Energy efficiency programs are very popular among co-op members, Warren said.
“Roanoke Electric and North Arkansas Electric are already implementing programs so successfully that their CEOs are telling other cooperative leaders to get involved,” she said. “It is a way for consumer members to do things like insulation upgrades or geothermal heat pump installations without high upfront costs.”
Energy efficiency is “the low-hanging fruit and gives the biggest bang for the buck,” Logan said. “These loans are likely to become very popular very soon.”
What utilities should know
An important thing utilities need to understand about RUS loans is that the population eligibility test is flexible, Logan said. Most – but not all – of the program beneficiaries must be in areas of 20,000 people or less.
“If only 60% of the project is in a low population area, we might be able to finance 60% of it,” he said, “and the 2017 budget is seeking more flexibility.”
Interest rates can be fixed or variable and there is no pre-payment penalty, he added.
As with all federally funded development, environmental and financial standards must be met.
“A well-crafted power purchase agreement is the best evidence of security,” Logan said.

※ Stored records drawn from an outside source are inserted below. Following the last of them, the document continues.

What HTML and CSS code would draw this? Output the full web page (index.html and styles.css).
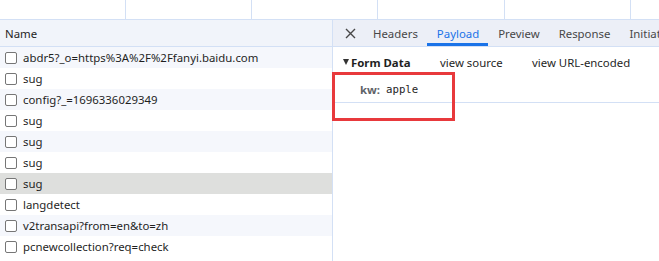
FILE: index.html
```html
<!DOCTYPE html>
<html>
<head>
<meta charset="utf-8">
<link rel="stylesheet" href="styles.css">
</head>
<body>
<div class="overview">
  <div class="ov-cell w126"></div>
  <div class="ov-cell w126"></div>
  <div class="ov-cell w126"></div>
  <div class="ov-cell w127"></div>
  <div class="ov-cell w126"></div>
  <div class="ov-cell last"></div>
</div>
<div class="main">
  <div class="left">
    <div class="lhead">Name</div>
    <div class="row odd"><span class="cb"></span>abdr5?_o=https%3A%2F%2Ffanyi.baidu.com</div>
    <div class="row"><span class="cb"></span>sug</div>
    <div class="row odd"><span class="cb"></span>config?_=1696336029349</div>
    <div class="row"><span class="cb"></span>sug</div>
    <div class="row odd"><span class="cb"></span>sug</div>
    <div class="row"><span class="cb"></span>sug</div>
    <div class="row sel"><span class="cb"></span>sug</div>
    <div class="row"><span class="cb"></span>langdetect</div>
    <div class="row odd"><span class="cb"></span>v2transapi?from=en&amp;to=zh</div>
    <div class="row"><span class="cb"></span>pcnewcollection?req=check</div>
  </div>
  <div class="right">
    <div class="tabs">
      <span class="close"><svg width="11" height="11" viewBox="0 0 11 11"><path d="M1 1L10 10M10 1L1 10" stroke="#474747" stroke-width="1.4"/></svg></span>
      <span class="tab">Headers</span>
      <span class="tab active">Payload</span>
      <span class="tab">Preview</span>
      <span class="tab">Response</span>
      <span class="tab">Initiator</span>
    </div>
    <div class="payload">
      <div class="fd-row">
        <span class="tri"></span><span class="fd-title">Form Data</span>
        <span class="link src">view source</span>
        <span class="link">view URL-encoded</span>
      </div>
      <div class="kv"><span class="key">kw:</span><span class="val">apple</span></div>
      <div class="highlight"></div>
    </div>
  </div>
</div>
</body>
</html>
```
FILE: styles.css
```css
* { box-sizing: border-box; }
html, body { margin: 0; padding: 0; background: #fff; }
body {
  width: 659px;
  height: 261px;
  overflow: hidden;
  font-family: "Segoe UI", "Noto Sans", "Open Sans", sans-serif;
  font-size: 11.4px;
  color: #202124;
}
.overview {
  display: flex;
  height: 20px;
  border-bottom: 1px solid #d3e0f5;
}
.ov-cell { border-right: 1px solid #d3e0f5; flex: none; }
.w126 { width: 126px; }
.w127 { width: 127px; }
.ov-cell.last { flex: 1; border-right: none; }
.main { display: flex; height: 241px; }
.left {
  width: 333px;
  flex: none;
  border-right: 1px solid #d3e0f5;
}
.lhead {
  height: 27px;
  background: #f1f4fa;
  border-bottom: 1px solid #d3e0f5;
  padding-left: 5px;
  display: flex;
  align-items: center;
  color: #1f1f1f;
}
.row {
  height: 21px;
  display: flex;
  align-items: center;
  padding-left: 5px;
  white-space: nowrap;
  color: #1f1f1f;
}
.row.odd { background: #f5f7fc; }
.row.sel { background: #dedfdd; }
.cb {
  width: 12px;
  height: 12px;
  border: 1.5px solid #767676;
  border-radius: 2px;
  margin-right: 6px;
  flex: none;
  background: #fff;
}
.right { flex: 1; position: relative; min-width: 0; }
.tabs {
  height: 27px;
  background: #eceff7;
  border-bottom: 1px solid #d3e0f5;
  display: flex;
  align-items: stretch;
  white-space: nowrap;
  overflow: hidden;
}
.close {
  width: 30px;
  flex: none;
  display: flex;
  align-items: center;
  padding-left: 12px;
}
.tab {
  padding: 3px 9px 0 10px;
  display: flex;
  align-items: center;
  color: #474747;
  border-bottom: 3px solid transparent;
  flex: none;
}
.tab.active {
  color: #1a73e8;
  border-bottom-color: #1a73e8;
}
.payload { position: relative; }
.fd-row {
  height: 30px;
  display: flex;
  align-items: center;
  padding-left: 10px;
  white-space: nowrap;
}
.tri {
  width: 0; height: 0;
  border-left: 3.5px solid transparent;
  border-right: 3.5px solid transparent;
  border-top: 6px solid #333;
  margin-right: 2px;
}
.fd-title { font-weight: bold; color: #1f1f1f; width: 89px; }
.link { color: #1f1f1f; }
.src { width: 92px; }
.kv {
  height: 26px;
  padding-left: 27px;
  display: flex;
  align-items: center;
  border-bottom: 1px solid #d3e0f5;
}
.key { font-weight: bold; color: #5f6368; margin-right: 6px; }
.val { font-family: "DejaVu Sans Mono", "Liberation Mono", monospace; font-size: 10.7px; color: #1f1f1f; }
.highlight {
  position: absolute;
  left: -1px;
  top: 25px;
  width: 123px;
  height: 49px;
  border: 3px solid #e8393c;
}
```
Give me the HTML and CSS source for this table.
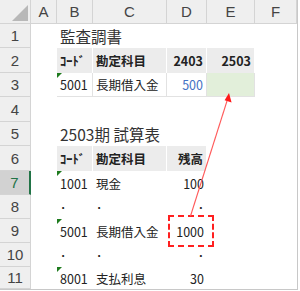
FILE: index.html
```html
<!DOCTYPE html>
<html lang="ja">
<head>
<meta charset="utf-8">
<link rel="stylesheet" href="styles.css">
</head>
<body>
<div class="sheet">
  <div class="corner"><span class="corner-tri"></span></div>
  <div class="ch">A</div><div class="ch">B</div><div class="ch">C</div><div class="ch">D</div><div class="ch">E</div><div class="ch">F</div>

  <div class="rh">1</div><div class="c"></div><div class="c title">監査調書</div><div class="c"></div><div class="c"></div><div class="c"></div><div class="c"></div>

  <div class="rh">2</div><div class="c"></div><div class="c th">ｺｰﾄﾞ</div><div class="c th">勘定科目</div><div class="c th num">2403</div><div class="c th num">2503</div><div class="c"></div>

  <div class="rh">3</div><div class="c"></div><div class="c td tri">5001</div><div class="c td">長期借入金</div><div class="c td num blue">500</div><div class="c td green"></div><div class="c"></div>

  <div class="rh">4</div><div class="c"></div><div class="c"></div><div class="c"></div><div class="c"></div><div class="c"></div><div class="c"></div>

  <div class="rh">5</div><div class="c"></div><div class="c title">2503期 試算表</div><div class="c"></div><div class="c"></div><div class="c"></div><div class="c"></div>

  <div class="rh">6</div><div class="c"></div><div class="c th">ｺｰﾄﾞ</div><div class="c th">勘定科目</div><div class="c th num">残高</div><div class="c"></div><div class="c"></div>

  <div class="rh sel">7</div><div class="c"></div><div class="c tri">1001</div><div class="c">現金</div><div class="c num">100</div><div class="c"></div><div class="c"></div>

  <div class="rh">8</div><div class="c"></div><div class="c">･</div><div class="c">･</div><div class="c num">･</div><div class="c"></div><div class="c"></div>

  <div class="rh">9</div><div class="c"></div><div class="c tri">5001</div><div class="c">長期借入金</div><div class="c num">1000</div><div class="c"></div><div class="c"></div>

  <div class="rh">10</div><div class="c"></div><div class="c">･</div><div class="c">･</div><div class="c num">･</div><div class="c"></div><div class="c"></div>

  <div class="rh">11</div><div class="c"></div><div class="c tri">8001</div><div class="c">支払利息</div><div class="c num">30</div><div class="c"></div><div class="c"></div>

  <div class="dashbox"></div>
  <svg class="arrow" width="297" height="289" viewBox="0 0 297 289">
    <line x1="190.5" y1="216" x2="227" y2="101" stroke="#ff5a5a" stroke-width="1.1"/>
    <polygon points="229,93 231.6,102.5 224.6,100.3" fill="#ff1a1a"/>
  </svg>
</div>
</body>
</html>
```
FILE: styles.css
```css
* { box-sizing: border-box; }
html, body { margin: 0; padding: 0; background: #fff; }
.sheet {
  position: relative;
  display: grid;
  grid-template-columns: 31px 26px 36px 74px 40px 48px 42px;
  grid-template-rows: 24px 24px 25px 24px 25px 24px 25px 24px 24px 24px 24px 22px;
  width: 298px;
  height: 290px;
  border-right: 1px solid #c8c8c8;
  border-bottom: 1px solid #c8c8c8;
  font-family: "Noto Sans CJK JP", "Noto Sans", sans-serif;
  font-size: 12.5px;
  color: #222;
}
.corner {
  position: relative;
  background: #efefef;
  border-right: 1px solid #d4d4d4;
  border-bottom: 1px solid #d4d4d4;
}
.corner-tri {
  position: absolute;
  right: 2px;
  bottom: 2px;
  width: 0;
  height: 0;
  border-left: 16px solid transparent;
  border-bottom: 16px solid #b8b8b8;
}
.ch {
  background: #efefef;
  border-right: 1px solid #d4d4d4;
  border-bottom: 1px solid #d4d4d4;
  display: flex;
  align-items: center;
  justify-content: center;
  font-family: "Liberation Sans", "DejaVu Sans", sans-serif;
  font-size: 15px;
  color: #444;
}
.rh {
  background: #efefef;
  border-right: 1px solid #d4d4d4;
  border-bottom: 1px solid #d4d4d4;
  display: flex;
  align-items: center;
  justify-content: center;
  font-family: "Liberation Sans", "DejaVu Sans", sans-serif;
  font-size: 15px;
  color: #444;
}
.rh.sel {
  background: #d2d2d2;
  color: #217346;
  border-right: 2px solid #217346;
}
.c {
  position: relative;
  display: flex;
  align-items: center;
  padding: 0 3px;
  white-space: nowrap;
  overflow: visible;
}
.title {
  font-size: 15.5px;
  color: #333;
  z-index: 1;
}
.th {
  background: #ececec;
  font-weight: bold;
  border-right: 1px solid #fff;
}
.td {
  border-right: 1px solid #e2e2e2;
  border-bottom: 1px solid #e2e2e2;
}
.num { justify-content: flex-end; }
.blue { color: #4472c4; }
.green { background: #e2efda; }
.tri::before {
  content: "";
  position: absolute;
  left: 0;
  top: 0;
  width: 0;
  height: 0;
  border-top: 5px solid #1e7b1e;
  border-right: 5px solid transparent;
}
.dashbox {
  position: absolute;
  left: 168px;
  top: 215px;
  width: 46px;
  height: 32px;
  border: 2px dashed #ff2020;
}
.arrow {
  position: absolute;
  left: 0;
  top: 0;
  pointer-events: none;
}
```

But, based on the borrower’s financial history, a system-wide lien on assets, a third party guarantee, or letters of credit may be acceptable.
Because of its ready funds and low interest rates, RUS is a valuable financial partner, McBride said. But it also offers engineering and environmental experts and feasibility analysts in its D.C. headquarters and an extensive and experienced field team.
“Our field representatives know the states and the communities they work with and are able to address issues upfront, which helps us and the applicants,” he said. “These projects require a lot of upfront work on environmental and financial planning issues. Our focus is on making the process as easy as possible.”
The RUS can help utilities map their approach to development or program implementation, McBride added. “We have staff that can meet with people where they are, people who know the communities, and the history, and can help utilities work through the process.”